The rules of the road are changing, but not fast enough for everyone
Matt Keenan was an experienced cyclist. He knew the best bike routes around San Diego, and bought the brightest lights for his bike.
None of that was enough to keep him alive.
Keenan was killed by a driver who crossed over the road's double yellow line and hit him head on in the opposite bike lane. His wife, Laura Keenan, found out the next morning.
"I then had to get my 15 month-old son out of bed and tell him that his dad was never coming home again," she said.
That was over two years ago. Since then, Laura Keenan has become an advocate for safer streets. She's convinced that a better road design would have made a difference for her husband.
"Oh, 100%," she said in an interview. "I'm confident that he'd be alive if there was a protected bikeway, or if the street was designed to prevent cars from going deadly speeds."
Traffic fatalities in the U.S. are up sharply since the beginning of the pandemic — especially for pedestrians and cyclists. That's bringing attention to a previously obscure federal manual that's sometimes called the Bible of road design.
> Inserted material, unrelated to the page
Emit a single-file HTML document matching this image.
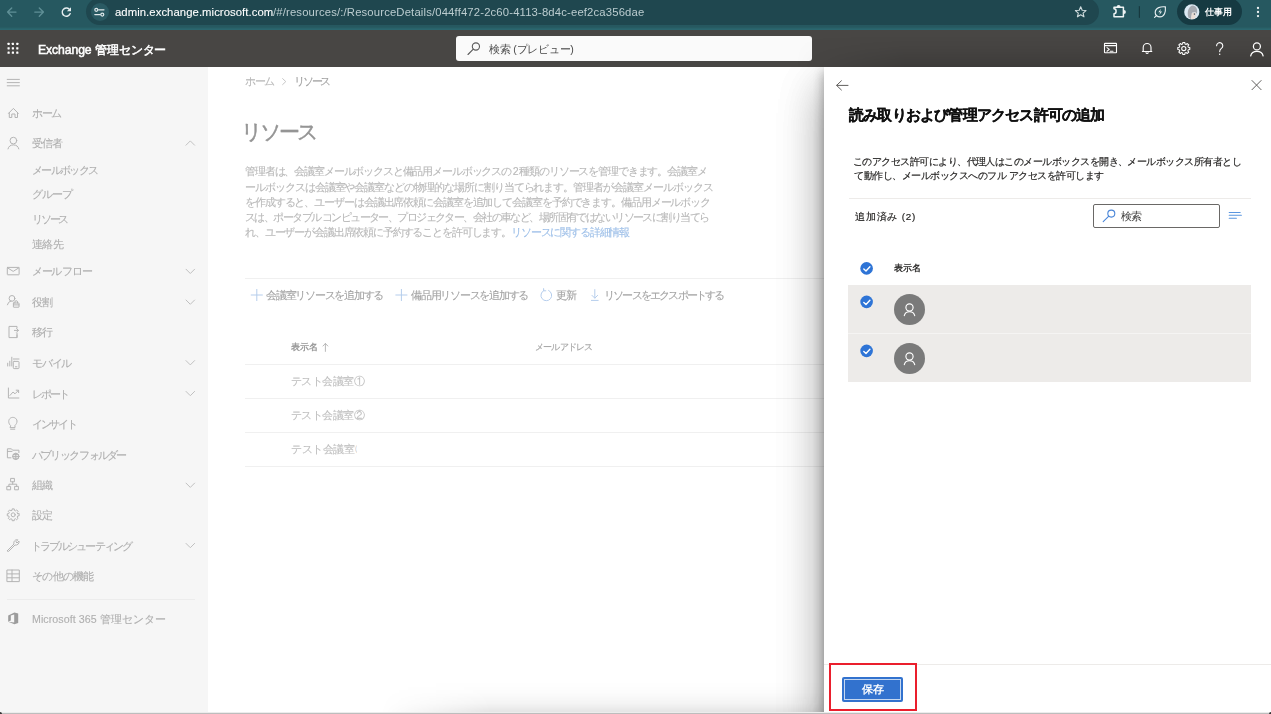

Since 1935, the Manual on Uniform Traffic Control Devices has set national standards for street signs and road design, with major revisions every decade or so. The latest version runs to more than 1,000 pages. And while the MUTCD doesn't get much attention outside of transportation circles, it has a major impact.
"It is the most important pedestrian safety document that you have never heard of," said Mike McGinn, the executive director of America Walks and a former mayor of Seattle.
First changes in over a decade
Safety advocates have been urging federal officials to make the manual friendlier to pedestrians and cyclists in the first major revisions to the document since 2009.
"The old version of the manual really reflected a prioritization of moving vehicles through the community fast, rather than the safety of people," McGinn said.
The public weighed in with more than 100,000 comments during the latest round of revisions, and federal officials say they're listening.
"We're trying to find the best path forward that prioritizes safety," said Shailen Bhatt, the Federal Highway Administrator.
"When we built the interstate system back in the 50s and 60s, the predominant thinking was how do we move cars and trucks," Bhatt said. Today the thinking has broadened, he said, to "a focus on moving people. And reflecting how these roads, streets and highways are also parts of the very communities that we live in."
Bhatt says the latest version of the manual includes some major changes that advocates wanted. For example, the bicycle section is twice as large as it was in the previous edition.
"I do a lot of cycling with my family, my two young daughters," Bhatt said. "We want to make bicycling safer."
A fight over the 85th percentile rule
Advocates were also pushing for major changes to how speed limits are set. They urged federal officials to get rid of the so-called 85th percentile rule, the standard that's often used to set speed limits at or below the rate that 85% of people will drive with open roads and favorable conditions.
Critics of the rule say it encourages traffic engineers to hike speed limits to levels that are unsafe, especially when pedestrians and cyclists are added to the mix.
The latest version of the MUTCD puts less emphasis on the 85th percentile rule — but doesn't get rid of it altogether.
"What we're saying is, yes, you need to look at the speeds that are on the roadway," Bhatt said. "But that is not the only factor. We want you to consider other factors as well: The context of the road, the other users of the road. Is there any crash history on the roadway?"
But that approach disappointed some safety advocates.
"It's a small step in the right direction, but there's a lot more that could be done," said Cathy Chase, the president of Advocates for Highway and Auto Safety. "We know that speeding is a big factor in crashes, and we were really hoping to see them devalue that rule or get rid of it completely."
Bhatt defends the choice to keep the 85th percentile rule as a factor. He says the manual has to serve the entire country, not just urban and suburban areas where safety advocates are most focused.
"We got 100,000 comments. Some people said take [the 85th percentile rule] out entirely. Other people said, give us even more ability to solely use it," Bhatt said. "What we're trying to do with this document is to tell people that we're giving you some flexibility."
Safety advocates wanted more
Safety advocates worry that this approach makes it too easy for traffic engineers to stay with the status quo.
"It really has a powerful effect on traffic engineers who feel they have to do what the manual says, or they're putting their city at risk of losing money" through lawsuits if there's a crash on the road, said Mike McGinn.
Before he was mayor of Seattle, McGinn worked as a neighborhood activist, and says traffic engineers often used the MUTCD to block changes that safety advocates were seeking.
"My experiences as a local street advocate was being told by traffic engineers, 'sorry, you can't have that, the manual doesn't allow it,'" he said.
McGinn had also hoped the new manual would make it easier for local safety activists to request changes in their neighborhoods. "We wanted to make it a lot easier to get signals and crosswalks and the types of street design elements that would slow down vehicles," he said.
The latest revisions to the manual are a move in the right direction, McGinn said. But they stop short of what he and other advocates were hoping to see.
"We're looking at the greatest rate of pedestrian deaths that we've seen in decades right now," he said. "So it feels like that wasn't transformational enough."